The players all beelined to those two to rescue the NPC from the guy. Oh, Pretty Paul. They hated him so much. Such a good villain. (Started as a riff on Handsome Jack, and it worked so well. One of the players wrote a song about how much they hated Paul)
I remember once my players spent like 15 minutes discussing how to get across a 10 foot long puddle of water in a cave.
Eventually I had to remind them that 10’ isn’t that far, and you can RAW jump your strength score in feet with a running start. They didn’t need to build a bridge or cut into the walls. They could also just go into the water, but I understand not wanting to submerge yourself in cave water when you don’t know what’s down there.
As the title says, moderation is key. If the game is just “whatever is the most convincing right now” then I’m going to be annoyed that I sat down to play D&D/fate/gurps/whatever, and we’re mostly playing improv. It’s important to set expectations in or before session 0.
If I was looking to join a game, and the GM was like “We’re all about the rule of cool”, I’d probably ask for some examples. If it’s like “we let the [D&D 5e] wizard cast as many spell as he wants” then I’m not joining, because that’s going to fuck up the game balance. On the other hand if it’s like “we don’t really care about carry weight unless it’s extreme”, that’s fine.
Stuff in the middle, like “one time we let them use create water in the bad guy’s lungs to drown him!” can go either way, but I’m usually not a fan. Mostly if I ask myself “if this works, why doesn’t the whole setting revolve around it?” and don’t have a good answer, I won’t enjoy it. Like, if everyone could do lethal damage with a cantrip, or if the “peasant railgun” worked like the joke, or “we let the real life chemical engineer make napalm and mustard gas as a 1st level rogue for massive damage”, then that probably isn’t for me.

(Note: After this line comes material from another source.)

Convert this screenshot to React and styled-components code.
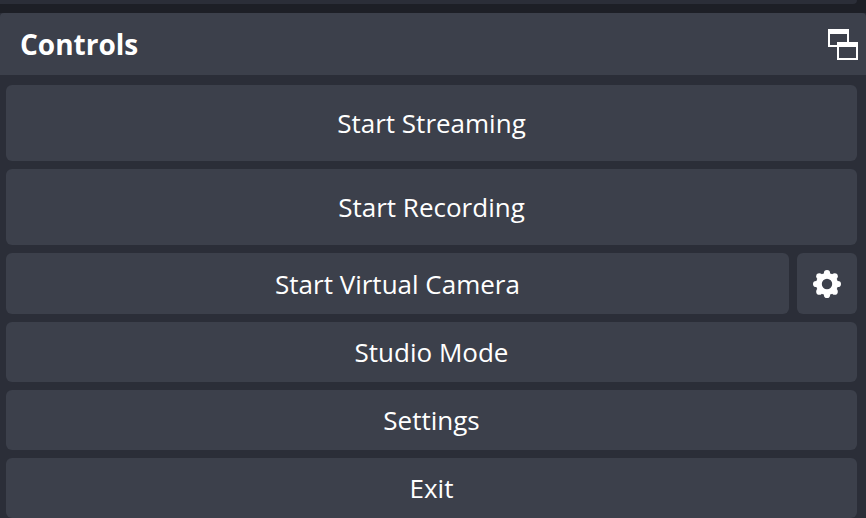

The idea that players all make their characters in isolation and just show up on session 0 with them sounds like such a recipe for disaster. I know it can work sometimes, much like “just grab four things from the fridge and throw them into the soup” can work sometimes. But sometimes you get like gummy bear pizza bites with shrimp and mayo topping.
I think a lot of games that came after D&D figured out solutions to common problems, but D&D insists on staying kind of archaic.
I think there’s also a pair:
I’m old and tired and generally am super tired of “wacky” ideas like the second one there. I feel like I’ve come full circle. As a youth, I thought like “let’s play vampires and struggle with humanity!” was cool . Then there was a bit where i wanted to flip it- “let’s play vampires but like go to theme parks and don’t do anything sad or deep!”. Now I’m back around to wanting to just play the theme as intended.
This is especially true if it comes up after session 0. Like, if you want to do a D&D game about running a BBQ shop, fine. Let’s do it. Let’s kill, cook, and sell some weird monster parts. But please don’t derail the whole game on session 3 when you insist on going back to town to cook the monster meat when it was clearly a random encounter and everyone else wants to continue the dungeon dive pitched in session 0.
In one of my old groups, I’d usually verify the player and I understood each other , and they understood the likely consequences. Like, “You can shoot her, but remember this is her club, with her friends , and she’s a vampire so she probably won’t die. But if you want to roll, it’s at -4 from her Celerity you’ve seen her use.”
One player was always like “you never let me do anything!”
I was like you can do it, but I don’t want you to be surprised and mad if there are consequences.
Another player, by contrast, would listen to me clarify what was likely to happen, and be like “cool bro let’s do it.”. We still talk about the time his character jumped out a 20 story window to save his friend’s girlfriend. Great player. Took a lot of damage, as warned, but lived.